Mayor Chuck Novak came to the defense of what he called, ‘the maple syrup gang,” those local citizens who have been tapping the city’s trees for years. “It has been kind of a ritual with them. This year it is different. All of a sudden we have metal brackets and blue bags all over town.”

According to Novak, who discussed the issue with one of the locals, the influx of tappers are from out of town, and they might be selling the maple syrup commercially. “I asked the Police Department to find out who these people are with the blue-bagged taps and where they are from. If they are doing this commercially, see if they have a Department of Health license, and if they are a registered business.”

Novak said the local “maple syrup gang” gives their syrup away to friends.

“My personal perspective is this is theft of city property,” Novak said.

Council member Jerome Debeltz suggested the situation be patrolled by the maple syrup police. “This is unfair and there has to be a way to patrol this,” he said.

Police Chief John Lahtonen said he has no plans at this time to add more officers to his force.

Novak suggested the city issue a permit to tap maple trees on city property. “The permit would be waived for local citizens,” he said. “It would be $2,000 for those who don’t live here. That will keep it in check.”

The council took no action on the issue.
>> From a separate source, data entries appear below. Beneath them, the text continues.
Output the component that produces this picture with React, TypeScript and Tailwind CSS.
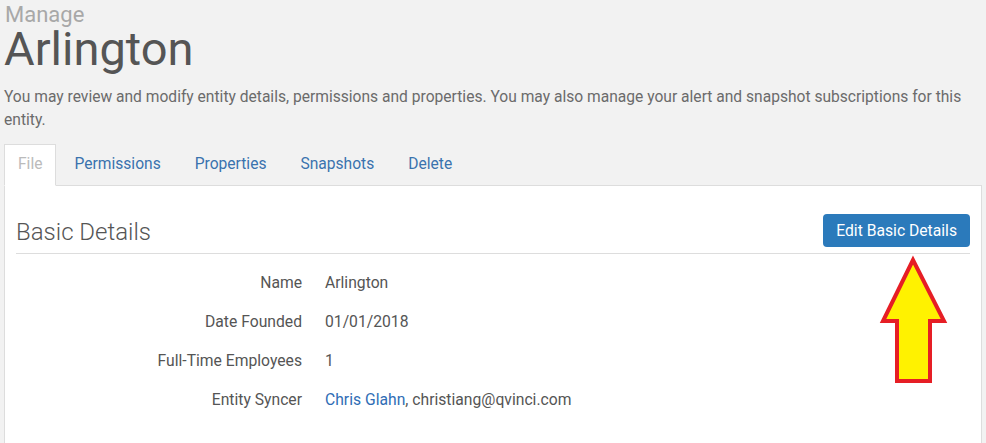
import React from "react";

const rows: { label: string; value: React.ReactNode }[] = [
  { label: "Name", value: "Arlington" },
  { label: "Date Founded", value: "01/01/2018" },
  { label: "Full-Time Employees", value: "1" },
  {
    label: "Entity Syncer",
    value: (
      <>
        <span className="text-[#2f6db5]">Chris Glahn</span>, christiang@qvinci.com
      </>
    ),
  },
];

export default function App() {
  return (
    <div
      className="relative min-h-[443px] bg-[#f2f2f2] px-[4px] overflow-hidden"
      style={{ fontFamily: "Roboto, 'Liberation Sans', sans-serif" }}
    >
      <div className="pt-[3px] pl-[1px] text-[22px] leading-[24px] text-[#a8a8a8]">Manage</div>
      <h1 className="-mt-[3px] text-[47px] leading-[50px] text-[#555555] font-normal">Arlington</h1>
      <p className="mt-[12px] text-[15.6px] leading-[23px] text-[#6b6b6b] pr-[10px]">
        You may review and modify entity details, permissions and properties. You may also manage your alert and snapshot subscriptions for this entity.
      </p>
      <div className="mt-[12px] flex text-[15.6px] leading-[19px]">
        <div className="px-[13px] py-[10px] mr-[2px] bg-white border border-[#dddddd] border-b-white text-[#bbbbbb] relative z-10 -mb-[1px]">
          File
        </div>
        {["Permissions", "Properties", "Snapshots", "Delete"].map((t) => (
          <div key={t} className="px-[15px] py-[10px] mr-[2px] border border-transparent text-[#3a73ae]">
            {t}
          </div>
        ))}
      </div>
      <div className="bg-white border border-[#dddddd] px-[11px] pt-[28px] min-h-[300px]">
        <div className="flex items-center justify-between border-b border-[#dddddd] pb-[6px]">
          <h2 className="text-[24px] leading-[30px] font-light text-[#555555] pt-[2px]">Basic Details</h2>
          <button className="h-[33px] px-[13px] rounded-[4px] bg-[#2b7abb] text-white text-[15.7px] leading-[20px]">
            Edit Basic Details
          </button>
        </div>
        <div className="mt-[9px] text-[15.7px] text-[#555555]">
          {rows.map((r) => (
            <div key={r.label} className="flex h-[39px] items-center">
              <div className="w-[286px] text-right">{r.label}</div>
              <div className="ml-[23px]">{r.value}</div>
            </div>
          ))}
        </div>
      </div>
      <svg className="absolute left-0 top-0 pointer-events-none" width="986" height="443" viewBox="0 0 986 443">
        <polygon
          points="913,260 883,321 897,321 897,381 930,381 930,321 944,321"
          fill="#fff200"
          stroke="#e61e25"
          strokeWidth="4"
          strokeLinejoin="miter"
        />
      </svg>
    </div>
  );
}
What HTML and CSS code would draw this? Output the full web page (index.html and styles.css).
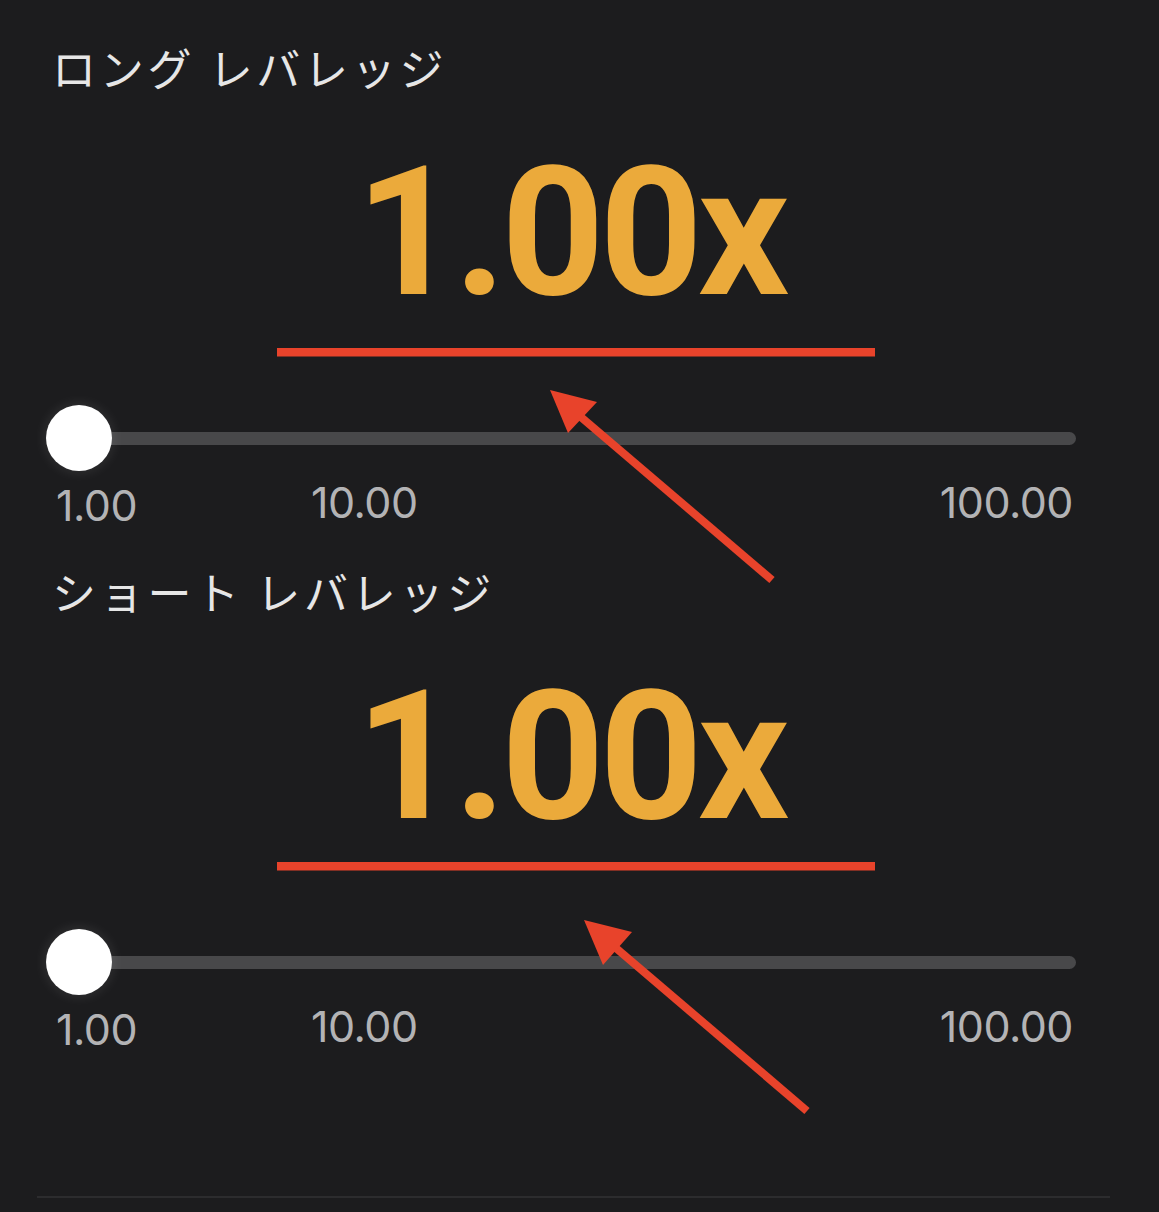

Novak asked for the Tree Board to weigh in at the next council meeting.

Other business

In other business, the council took the following action:

Approved the council and city staff to attend the 2018 League of Minnesota Cities conference in St. Cloud, June 20-22;

Agreed with the Ely Utility Commission and approved moving forward with issuing $710,000 in bonds for the utility metering project;

Agreed to pay JPJ Engineering $14,200 to evaluate the city’s waste water treatment facility to meet MPCA’s mercury limit proposal, with the stipulation that future mercury-limiting expenditures require council approval;

Hired Steve Renneberg as a firefighter to replace one who retired;

Tabled a Fire Department proposal to purchase portable radios;

Authorized Library Director Rachel Heinrich to attend the Arrowhead Library System summit on April 24 in Mt. Iron;

Scheduled a special council meeting for 5 p.m. on May 17 for the Local Board of Appeal and Equalization meeting.